Но назад ни за что не хочет, все нутро домашняя жизнь изгрызла! Муж корит прошлым (а оно и правда не совсем изящное, была танцовщицей в ночном клубе, но ведь бросила, бросила!). Заодно с мужем – свекровь, хоть в воду кидайся. А тут еще эти выборы. Она была за то, чтобы все голоса заново пересчитали. А домашние ни в какую: молчи, глохни, не тебе об этом говорить! Свекровь сразу стала кричать: «Пересчета голосов одни проститутки требуют!»

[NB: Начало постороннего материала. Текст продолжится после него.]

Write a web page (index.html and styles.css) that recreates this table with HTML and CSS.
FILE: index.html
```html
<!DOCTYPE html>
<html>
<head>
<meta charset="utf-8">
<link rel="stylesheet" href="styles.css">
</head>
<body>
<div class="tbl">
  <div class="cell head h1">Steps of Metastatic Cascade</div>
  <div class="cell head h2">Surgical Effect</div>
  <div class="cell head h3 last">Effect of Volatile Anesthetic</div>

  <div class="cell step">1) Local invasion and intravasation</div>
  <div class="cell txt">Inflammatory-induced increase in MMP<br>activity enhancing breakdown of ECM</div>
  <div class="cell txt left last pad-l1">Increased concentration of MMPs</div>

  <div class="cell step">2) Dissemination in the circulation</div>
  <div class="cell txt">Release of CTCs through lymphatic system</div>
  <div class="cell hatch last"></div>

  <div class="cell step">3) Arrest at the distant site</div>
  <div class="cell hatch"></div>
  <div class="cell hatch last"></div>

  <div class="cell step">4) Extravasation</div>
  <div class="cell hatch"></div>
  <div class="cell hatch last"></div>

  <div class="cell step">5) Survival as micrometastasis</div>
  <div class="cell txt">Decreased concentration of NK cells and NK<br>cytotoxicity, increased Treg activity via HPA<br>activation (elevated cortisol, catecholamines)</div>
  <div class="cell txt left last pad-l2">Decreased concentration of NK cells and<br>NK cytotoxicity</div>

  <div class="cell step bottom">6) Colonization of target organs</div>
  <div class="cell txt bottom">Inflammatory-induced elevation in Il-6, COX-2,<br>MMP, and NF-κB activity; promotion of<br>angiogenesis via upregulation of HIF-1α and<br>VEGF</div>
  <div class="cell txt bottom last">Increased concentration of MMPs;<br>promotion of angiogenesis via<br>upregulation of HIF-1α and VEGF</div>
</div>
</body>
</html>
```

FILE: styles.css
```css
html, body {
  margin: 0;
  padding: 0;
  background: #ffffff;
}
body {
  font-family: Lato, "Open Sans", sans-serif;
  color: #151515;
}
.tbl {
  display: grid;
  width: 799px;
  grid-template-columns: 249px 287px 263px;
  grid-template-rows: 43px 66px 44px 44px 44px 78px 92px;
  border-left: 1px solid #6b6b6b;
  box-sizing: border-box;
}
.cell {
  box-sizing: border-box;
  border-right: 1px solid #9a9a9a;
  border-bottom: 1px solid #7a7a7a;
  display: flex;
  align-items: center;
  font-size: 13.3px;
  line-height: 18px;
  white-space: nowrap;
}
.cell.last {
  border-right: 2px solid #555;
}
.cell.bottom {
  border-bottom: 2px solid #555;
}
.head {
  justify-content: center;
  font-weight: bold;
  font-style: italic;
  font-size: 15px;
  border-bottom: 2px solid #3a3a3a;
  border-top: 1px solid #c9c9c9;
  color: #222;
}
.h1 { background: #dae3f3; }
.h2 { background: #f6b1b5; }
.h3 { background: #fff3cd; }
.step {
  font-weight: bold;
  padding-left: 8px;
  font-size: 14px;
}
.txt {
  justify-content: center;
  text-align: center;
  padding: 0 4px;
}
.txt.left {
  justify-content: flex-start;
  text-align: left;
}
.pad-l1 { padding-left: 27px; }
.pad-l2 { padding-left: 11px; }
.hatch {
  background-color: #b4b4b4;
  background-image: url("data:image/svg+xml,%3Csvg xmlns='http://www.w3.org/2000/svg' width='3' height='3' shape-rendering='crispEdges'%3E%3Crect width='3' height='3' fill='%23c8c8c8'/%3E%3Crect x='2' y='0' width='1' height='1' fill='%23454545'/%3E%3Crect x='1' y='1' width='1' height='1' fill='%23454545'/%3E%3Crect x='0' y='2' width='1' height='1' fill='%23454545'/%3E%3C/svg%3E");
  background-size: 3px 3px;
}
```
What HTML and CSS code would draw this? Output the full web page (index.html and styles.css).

Спутник ее тоже включился – спец по автомобилям и должность немаленькая, но сил больше нет на зряшные накрутки смотреть. Взял месяц за свой счет. А когда месяц пройдет, как на работу с такими мыслями возвращаться? И дома нелады – родственники денег требуют. Да не тыщу-другую. Три с половиной сотни тысяч! А он, как назло, машину дорогую купил. Только угнали ее. Жена после угона разговаривать перестала, за глаза толстожопиком зовет. Как будто это он сам у себя машину угнал…
Стародед Мелентьев хотел было высказаться в том смысле, что горе не беда и жизнь все поправит. Но тут под мост завернули таджики – мужик в халате и три бабы с ребятишками. Ну, завернули и ушли. Последним – таджикский мужик, все на нее оглядывался.
Тут стародед Мелентьев забеспокоился: таджики могли вернуться всей оравой, и тогда прощай, насиженное место! От волнения стал говорить сам:
– Таджики што? Таджики ништо. И молдаване – нормальные, и украинцы тоже… – Стародед рассказал про всех, кто под мостом бывает, и каждой национальности планочку подвел. – Все народы нормально себя ведут. Все перед Богом равны. А вот если кто дурь нюхает или медицинскую заразу колет, те уже не люди. А таких больше всего среди цыган. Те могут жизнь твою, как пробочку нашатырную: отколупнут – и душа вон!
Стародед на минуту умолк.
– А што как это таджикские цыгане? Тогда хоть пропадай без вести! Они-то хуже всех, потому что только выдают себя за таджиков. А кто притворяется другим, тот человек пропащий.
С таджиков на них самих перекинулся:
– Вас двоих как зовут – не спрашиваю. А нехорошо человеку долго без имени оставаться. Поэтому тебя, – грубовато ткнул в нее пальцем, – буду звать Талкой. А тебя, – почесал затылок, – Витьком…
На следующий день стародед кормил рыбу хлебом. Рыба брала корм радостно. От счастья одарения рыб кормом стародед прозевал, когда явились цыгане. Те пугнули сперва Витька, а уж заодно и Талку. Витек и Талка жались к боковой, ведущей на мост, лестнице, не знали, как быть. Хотели уйти, но старшая цыганка не велела. Сказала:
– Ждите! Мы вам настоящее применение найдем, – и мальца в резиновых сапогах сторожить оставила.
Малец лет двенадцати, быстрый, злой, с прутиком железным в руках. Только Талка к воде, малец ее прутиком хлысь! Только Витек к мальцу – малец на каменную тумбу, смеется, дразнится. Но и грозит при этом. Ясно, если попытаются уйти, соскочит, будет концом прута до глаз добираться, будет лупить почем зря.
Стародед отозвал Витька в сторону. Тот, пыхтя, подошел.
– Места нового искать нам, сразу не сыщешь. Разные люди и нелюди под мостами в Москве обитают! А тут мост непростой… Вернусь – расскажу. Стойте здесь, никуда ни шагу. А я в «Кемпинский», в отель. Может, заступника найду…
Пока старика не было, малец над взрослыми поизмывался всласть. Ее называл и так и эдак. А кинулись уходить, свистнул, и еще один цыган подвалил, жилистый, немой, мычит грозно, машет руками резко…
Этот немой стародеда еще по дороге в отель перехватил. Дал так, что мир перед глазами перекувырнулся. Еще и руками показал: иди, мол, падла, и умри где-нибудь вдалеке. И палец к губам приложил: молчи, старый!